Friday, 4 December 2015

Lost an Fund

























There was an interesting article in the Guardian last month about whether the Glasgow dialect was being eroded owing to the influence of television and modern life.  As with all such popular expositions of detailed academic research, in this case that of Jane Stuart-Smith, it runs the risk of raising more questions than it answers.

However, one of the key points seems to be that the partial loss of rhoticity in Glaswegian is, far from a new development, a remarkably old — and therefore rather stable — feature of the dialect.  The main contributor is the emergence of a pharyngealised /r/, presumably owing to glottalisation of a preceding /t/, although another, even older feature is assimilation of /r/ in words such as "further". Such assimilation is also recorded in Ulster (Robinson's 1997 grammar lists the form thie for "three"). According to Stuart-Smith, there is even partial loss of rhoticity in a 1916 Wilhelm Doegen recording of a Scots POW

Of course, those familiar with Duncan Macrae reciting "The Wee Cock Sparra" ("tho he wasne his farra") might have been somewhat sceptical of the hypothesis about a sudden erosion of Glaswegian rhoticity in the first place. Why it has not led to a much more thoroughgoing loss is anyone's guess, but it may be to do with the fact that the phenomenon only happens in one of the (linked) registers available to residents of the city.

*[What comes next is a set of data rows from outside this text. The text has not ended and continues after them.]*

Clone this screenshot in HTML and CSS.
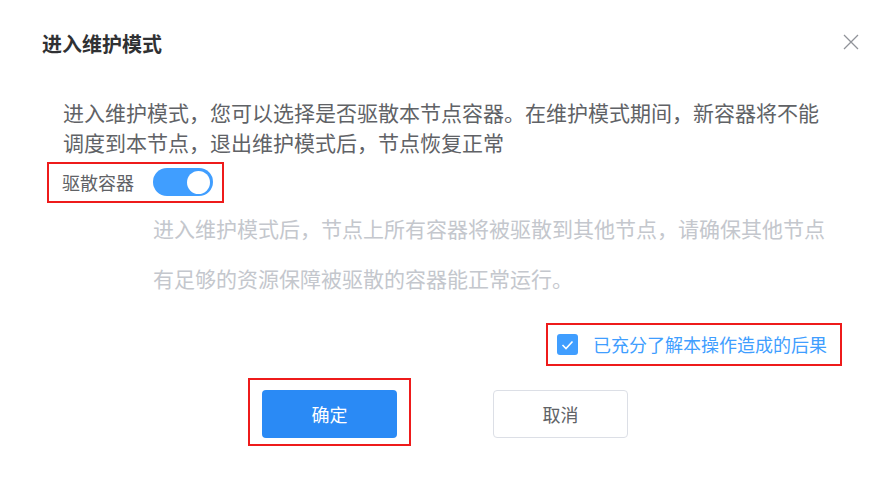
FILE: index.html
```html
<!DOCTYPE html>
<html lang="zh-CN">
<head>
  <meta charset="UTF-8">
  <title>进入维护模式</title>
  <link rel="stylesheet" href="styles.css">
</head>
<body>

<div class="dialog">
  <!-- Header -->
  <div class="dialog-header">
    <h1 class="dialog-title">进入维护模式</h1>
    <a href="#" class="dialog-close" aria-label="关闭">
      <svg width="16" height="16" viewBox="0 0 16 16">
        <path d="M1 1 L15 15 M15 1 L1 15" stroke="#909399" stroke-width="1.3" fill="none"/>
      </svg>
    </a>
  </div>

  <!-- Body -->
  <div class="dialog-body">
    <p class="intro">进入维护模式，您可以选择是否驱散本节点容器。在维护模式期间，新容器将不能调度到本节点，退出维护模式后，节点恢复正常</p>

    <div class="switch-row highlight">
      <span class="switch-label">驱散容器</span>
      <span class="switch is-on"><span class="switch-knob"></span></span>
    </div>

    <p class="tip">进入维护模式后，节点上所有容器将被驱散到其他节点，请确保其他节点有足够的资源保障被驱散的容器能正常运行。</p>

    <div class="confirm-line">
      <label class="check-row highlight">
        <span class="checkbox">
          <svg width="13" height="10" viewBox="0 0 13 10">
            <path d="M1.5 5 L5 8.5 L11.5 1.5" stroke="#fff" stroke-width="1.6" fill="none"/>
          </svg>
        </span>
        <span class="check-label">已充分了解本操作造成的后果</span>
      </label>
    </div>
  </div>

  <!-- Footer -->
  <div class="dialog-footer">
    <div class="ok-wrap highlight">
      <button class="btn btn-primary">确定</button>
    </div>
    <button class="btn btn-default">取消</button>
  </div>
</div>

</body>
</html>
```

FILE: styles.css
```css
:root {
  --primary-color: #2a8af5;
  --switch-color: #409eff;
  --title-color: #303133;
  --text-color: #606266;
  --muted-color: #c4c7cd;
  --border-color: #dcdfe6;
  --mark-color: #ee1b1b;
}

body {
  margin: 0;
  background: #fff;
  font-family: "Noto Sans CJK SC", "Noto Sans", sans-serif;
  color: var(--text-color);
}

.dialog {
  width: 889px;
}

.dialog-header {
  display: flex;
  justify-content: space-between;
  align-items: flex-start;
  padding: 31px 30px 0 42px;
}

.dialog-title {
  margin: 0;
  font-size: 20px;
  line-height: 26px;
  font-weight: 700;
  color: var(--title-color);
}

.dialog-close {
  display: block;
  margin-top: 3px;
  line-height: 0;
}

.intro {
  margin: 40px 0 0;
  padding-left: 63px;
  width: 765px;
  font-size: 21px;
  line-height: 30px;
}

.highlight {
  border: 2px solid var(--mark-color);
}

.switch-row {
  display: flex;
  align-items: center;
  gap: 19px;
  width: max-content;
  margin: 5px 0 0 47px;
  padding: 4px 9px 5px 13px;
}

.switch-label {
  font-size: 18px;
  line-height: 28px;
}

.switch {
  display: flex;
  align-items: center;
  justify-content: flex-end;
  width: 60px;
  height: 28px;
  padding: 0 3px;
  box-sizing: border-box;
  border-radius: 14px;
  background: var(--switch-color);
}

.switch-knob {
  width: 23px;
  height: 23px;
  border-radius: 50%;
  background: #fff;
}

.tip {
  margin: 0;
  padding-left: 153px;
  width: 690px;
  font-size: 21px;
  line-height: 50px;
  color: var(--muted-color);
}

.confirm-line {
  display: flex;
  justify-content: flex-end;
  padding-right: 47px;
  margin-top: 20px;
}

.check-row {
  display: flex;
  align-items: center;
  gap: 15px;
  padding: 9px 13px 9px 9px;
  cursor: pointer;
}

.checkbox {
  display: flex;
  align-items: center;
  justify-content: center;
  width: 21px;
  height: 21px;
  border-radius: 3px;
  background: var(--switch-color);
}

.check-label {
  font-size: 18px;
  line-height: 21px;
  color: var(--switch-color);
}

.dialog-footer {
  display: flex;
  align-items: flex-start;
  gap: 82px;
  padding-left: 248px;
  margin-top: 12px;
}

.ok-wrap {
  padding: 10px 12px 6px;
}

.btn {
  display: block;
  width: 135px;
  height: 48px;
  border-radius: 4px;
  font-family: inherit;
  font-size: 18px;
  cursor: pointer;
}

.btn-primary {
  border: none;
  background: var(--primary-color);
  color: #fff;
}

.btn-default {
  margin-top: 12px;
  border: 1px solid var(--border-color);
  background: #fff;
  color: var(--text-color);
}
```
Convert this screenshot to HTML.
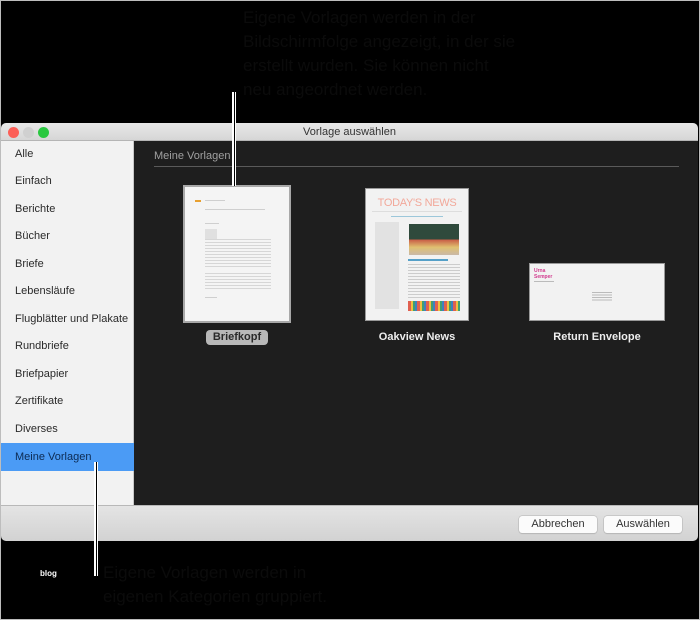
<!DOCTYPE html>
<html><head><meta charset="utf-8"><style>
*{margin:0;padding:0;box-sizing:border-box}
body{width:700px;height:620px;background:#000;position:relative;overflow:hidden;font-family:"Liberation Sans",sans-serif}
.frame{position:absolute;left:0;top:0;width:700px;height:620px;border:1px solid #bdbdbd}
.dim{position:absolute;color:#0b0b0b;font-size:17px;line-height:24px}
.win{position:absolute;left:1px;top:123px;width:697px;height:418px;border-radius:5px;overflow:hidden;background:#1e1e1e}
.title{position:absolute;left:0;top:0;width:100%;height:18px;background:linear-gradient(#e8e8e8,#d6d6d6);border-bottom:1px solid #b5b5b5;text-align:center;font-size:11px;line-height:18px;color:#333}
.dot{position:absolute;top:4px;width:11px;height:11px;border-radius:50%}
.side{position:absolute;left:0;top:18px;width:133px;height:364px;background:#f2f2f2;border-right:1px solid #c8c8c8}
.side div{position:absolute;left:14px;font-size:11px;color:#2a2a2a}
.sel{position:absolute;left:0;top:302px;width:133px;height:28px;background:#4b9bf5}
.foot{position:absolute;left:0;top:382px;width:100%;height:36px;background:linear-gradient(#e4e4e4,#d2d2d2);border-top:1px solid #b8b8b8}
.btn{position:absolute;top:10px;height:17px;background:#fbfbfb;border-radius:3px;box-shadow:0 0 0 .5px #b0b0b0,0 1px 1px #bbb;font-size:11px;line-height:17px;text-align:center;color:#333}
.lbl{position:absolute;color:#eee;font-size:11px;font-weight:bold;text-align:center}
.ln{position:absolute;height:1px;background:#cfcfcf}
</style></head><body>
<div class="frame"></div>
<div class="dim" style="left:243px;top:6px">Eigene Vorlagen werden in der<br>Bildschirmfolge angezeigt, in der sie<br>erstellt wurden. Sie können nicht<br>neu angeordnet werden.</div>
<div class="dim" style="left:103px;top:561px">Eigene Vorlagen werden in<br>eigenen Kategorien gruppiert.</div>
<div style="position:absolute;left:40px;top:569px;color:#fff;font-size:8px;font-weight:bold">blog</div>
<div class="win">
 <div class="title">Vorlage auswählen
  <div class="dot" style="left:7px;background:#fc5f57"></div>
  <div class="dot" style="left:22px;background:#d0d0d0"></div>
  <div class="dot" style="left:37px;background:#2ac840"></div>
 </div>
 <div class="side">
  <div class="sel" style="left:0"></div>
  <div style="top:7px">Alle</div>
  <div style="top:34px">Einfach</div>
  <div style="top:62px">Berichte</div>
  <div style="top:89px">Bücher</div>
  <div style="top:117px">Briefe</div>
  <div style="top:144px">Lebensläufe</div>
  <div style="top:172px">Flugblätter und Plakate</div>
  <div style="top:199px">Rundbriefe</div>
  <div style="top:227px">Briefpapier</div>
  <div style="top:254px">Zertifikate</div>
  <div style="top:282px">Diverses</div>
  <div style="top:310px;color:#0c2a52">Meine Vorlagen</div>
 </div>
 <div style="position:absolute;left:153px;top:27px;font-size:11px;color:#a0a0a0">Meine Vorlagen</div>
 <div style="position:absolute;left:153px;top:43px;width:525px;height:1px;background:#5a5a5a"></div>
 <div style="position:absolute;left:182px;top:62px;width:108px;height:138px;background:#f4f4f4;border:2px solid #a8a8a8">
  <div style="position:absolute;left:10px;top:13px;width:6px;height:2px;background:#e8a030"></div>
  <div class="ln" style="left:20px;top:13px;width:20px"></div>
  <div class="ln" style="left:20px;top:22px;width:60px"></div>
  <div class="ln" style="left:20px;top:36px;width:14px"></div>
  <div class="ln" style="left:20px;top:42px;width:12px;height:10px;background:#e0e0e0"></div>
  <div style="position:absolute;left:20px;top:52px;width:66px;height:30px;background:repeating-linear-gradient(#d6d6d6 0 1px,transparent 1px 3px)"></div>
  <div style="position:absolute;left:20px;top:86px;width:66px;height:18px;background:repeating-linear-gradient(#d6d6d6 0 1px,transparent 1px 3px)"></div>
  <div class="ln" style="left:20px;top:110px;width:12px"></div>
 </div>
 <div style="position:absolute;left:205px;top:207px;width:62px;height:15px;background:#b8b8b8;border-radius:4px;font-size:11px;font-weight:bold;color:#2a2a2a;text-align:center;line-height:15px">Briefkopf</div>
 <div style="position:absolute;left:364px;top:65px;width:104px;height:133px;background:#f2f2f2;border:1px solid #999">
  <div style="position:absolute;left:0;width:100%;top:8px;text-align:center;color:#f2a89a;font-size:11px;letter-spacing:-.3px">TODAY'S NEWS</div>
  <div class="ln" style="left:6px;top:22px;width:90px;background:#ddd"></div>
  <div class="ln" style="left:25px;top:27px;width:52px;background:#9cc7da"></div>
  <div style="position:absolute;left:9px;top:33px;width:24px;height:87px;background:#e2e2e2"></div>
  <div style="position:absolute;left:43px;top:35px;width:50px;height:31px;background:linear-gradient(#2f4a3c 0 50%,#c85a44 50%,#e0c070 75%,#c9b9a8)"></div>
  <div class="ln" style="left:42px;top:70px;width:40px;height:2px;background:#55a0c8"></div>
  <div style="position:absolute;left:42px;top:75px;width:52px;height:34px;background:repeating-linear-gradient(#ccc 0 1px,transparent 1px 3px)"></div>
  <div style="position:absolute;left:42px;top:112px;width:52px;height:10px;background:repeating-linear-gradient(90deg,#e06050 0 3px,#f0c040 3px 5px,#40a070 5px 7px,#4080c0 7px 9px)"></div>
 </div>
 <div class="lbl" style="left:356px;top:208px;width:120px">Oakview News</div>
 <div style="position:absolute;left:528px;top:140px;width:136px;height:58px;background:#f2f2f2;border:1px solid #999">
  <div style="position:absolute;left:4px;top:4px;font-size:5px;line-height:6px;color:#d23c8f;font-weight:bold">Urna<br>Semper</div>
  <div class="ln" style="left:4px;top:17px;width:20px;background:#bbb"></div>
  <div style="position:absolute;left:62px;top:28px;width:20px;height:10px;background:repeating-linear-gradient(#bbb 0 1px,transparent 1px 2.5px)"></div>
 </div>
 <div class="lbl" style="left:536px;top:208px;width:120px">Return Envelope</div>
 <div class="foot">
  <div class="btn" style="left:518px;width:78px">Abbrechen</div>
  <div class="btn" style="left:603px;width:78px">Auswählen</div>
 </div>
</div>
<div style="position:absolute;left:232px;top:92px;width:4px;height:94px;background:#fff"><div style="margin-left:1.5px;width:1px;height:100%;background:#000"></div></div>
<div style="position:absolute;left:94px;top:462px;width:4px;height:114px;background:#fff"><div style="margin-left:1.5px;width:1px;height:100%;background:#000"></div></div>
</body></html>
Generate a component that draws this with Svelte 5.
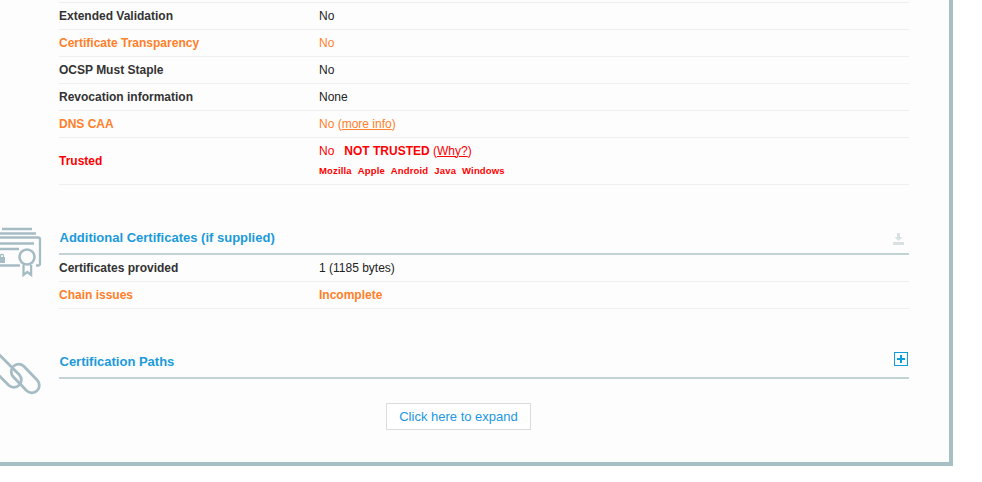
<script>
  const topRows = [
    { k: 'Extended Validation', v: 'No' },
    { k: 'Certificate Transparency', v: 'No', c: 'warn' },
    { k: 'OCSP Must Staple', v: 'No' },
    { k: 'Revocation information', v: 'None' }
  ];
  const stores = ['Mozilla', 'Apple', 'Android', 'Java', 'Windows'];
</script>

<div class="panel">
  <section class="list first">
    {#each topRows as r}
      <div class="row {r.c ?? ''}"><div class="key">{r.k}</div><div class="val">{r.v}</div></div>
    {/each}
    <div class="row warn">
      <div class="key">DNS CAA</div>
      <div class="val">No (<a href="#caa">more info</a>)</div>
    </div>
    <div class="row bad tall">
      <div class="key">Trusted</div>
      <div class="val lifted">
        <div>No &nbsp; <b>NOT TRUSTED</b> (<a href="#why">Why?</a>)</div>
        <div class="stores">{#each stores as s}<span>{s}</span>{/each}</div>
      </div>
    </div>
  </section>

  <section class="block certs">
    <svg class="side" width="50" height="60" viewBox="0 222 50 60" fill="none" stroke="#a6bcc4" stroke-width="2.300">
      <path d="M2 229h30M-1 233.500h37M-1 243.500h35M-1 249h20M-1 265.500h21"/>
      <path d="M-1 237.500h39a2 2 0 0 1 2 2v24a2 2 0 0 1-2 2h-2"/>
      <circle cx="27" cy="257" r="7.500" stroke-width="2.600"/>
      <path d="M23.500 265v10l3.800-3 3.800 3v-10"/>
      <path d="M-1 257h6v6h-6z" fill="#a6bcc4" stroke="none"/>
      <path d="M0.500 257v-2a2 2 0 0 1 3 0V257" stroke-width="1.200"/>
    </svg>
    <header class="head">
      <h2>Additional Certificates (if supplied)</h2>
      <svg class="dl" width="13" height="13" viewBox="0 0 13 13" fill="#d8e0e2">
        <path d="M5 0h3v4h2.500L6.500 8 2.500 4H5z"/>
        <path d="M1 9h11v3H1z"/>
      </svg>
    </header>
    <div class="row"><div class="key">Certificates provided</div><div class="val">1 (1185 bytes)</div></div>
    <div class="row warn"><div class="key">Chain issues</div><div class="val strong">Incomplete</div></div>
  </section>

  <section class="block paths">
    <svg class="side" width="50" height="50" viewBox="0 350 50 50" fill="none" stroke="#a6bcc4" stroke-width="2.800">
      <path d="M23.800 366.200L37.300 380.200A7.500 7.500 0 0 1 26.700 390.800L13.200 376.800A7.500 7.500 0 0 1 23.800 366.200Z"/>
      <path d="M-4.700 350.700L19.300 374.700A7.500 7.500 0 0 1 8.700 385.300L-15.300 361.300"/>
    </svg>
    <header class="head">
      <h2>Certification Paths</h2>
      <span class="plus" aria-hidden="true"></span>
    </header>
  </section>

  <div class="expand"><button type="button">Click here to expand</button></div>
</div>

<style>
  :global(body) {
    background: #fff;
    overflow: hidden;
  }
  .panel {
    box-sizing: border-box;
    width: 989px;
    height: 466px;
    margin-left: -36px;
    padding: 2px 40px 0 91px;
    background: #fdfdfd;
    border: 4px solid #a7c0c3;
    border-top: 0;
    font: 12px/15px "Liberation Sans", Arial, sans-serif;
    color: #333;
  }
  .list.first { border-top: 1px solid #f0f0f0; }
  .row {
    box-sizing: border-box;
    display: flex;
    align-items: center;
    height: 27px;
    border-bottom: 1px solid #f0f0f0;
  }
  .row.tall { height: 47px; }
  .key { width: 260px; font-weight: 700; }
  .val { color: #222; }
  .lifted { padding-bottom: 2px; }
  .warn .key, .warn .val, .warn a { color: #ff7f2a; }
  .bad .key, .bad .val, .bad a { color: #f00; }
  .warn a, .bad a { text-decoration: underline; }
  .strong { font-weight: 700; }
  b { font-weight: 700; }
  .stores {
    display: flex;
    gap: 6px;
    margin-top: 6px;
    font-size: 9.500px;
    line-height: 12px;
    font-weight: 700;
    letter-spacing: 0.150px;
  }
  .block { position: relative; }
  .certs, .paths { margin-top: 29px; }
  .head {
    box-sizing: border-box;
    display: flex;
    justify-content: space-between;
    align-items: center;
    height: 41px;
    padding-top: 8px;
    border-bottom: 2px solid #c3d2d5;
  }
  h2 {
    margin: 0 0 0 0.500px;
    font-size: 13px;
    line-height: 16px;
    font-weight: 700;
    color: #1b9ad9;
  }
  .side { position: absolute; left: -59px; }
  .certs .side { top: 8px; }
  .paths .side { top: 12px; }
  .dl { margin: 3px 4px 0 0; }
  .plus {
    box-sizing: border-box;
    width: 14px;
    height: 14px;
    margin: -6px 1px 0 0;
    border: 1px solid #0b9fdc;
    background:
      linear-gradient(#0b9fdc, #0b9fdc) center / 8px 2px no-repeat,
      linear-gradient(#0b9fdc, #0b9fdc) center / 2px 8px no-repeat;
  }
  .expand {
    display: flex;
    justify-content: center;
    margin: 24px -40px 0 -91px;
  }
  button {
    box-sizing: border-box;
    width: 145px;
    height: 27px;
    padding: 0;
    background: #fff;
    border: 1px solid #dcdcdc;
    font: 13px "Liberation Sans", Arial, sans-serif;
    color: #2196e3;
  }
</style>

A much more dramatic erosion, however, is mentioned only obliquely, as if it were understandably of lesser interest.
"You can hear how he uses lots of Scots vocabulary, but if you listen very carefully, you will also hear that he has almost no "r" sounds in some words like "father"."
Clicking the link reveals a recording of the story of the Prodigal Son, read fluently in traditional Scots (the word turns out to be "faither").  A note on the speaker states: "His mother tongue is Scottish, views his learning of English as an 'additional language'." The Blether Region is unsure which version is being read; it is not William Wye Smith. It may be a Bonaparte translation, or the speaker's own.

One wonders how many Glasgow people would be able to reproduce the Doegen recording today. Certainly not all.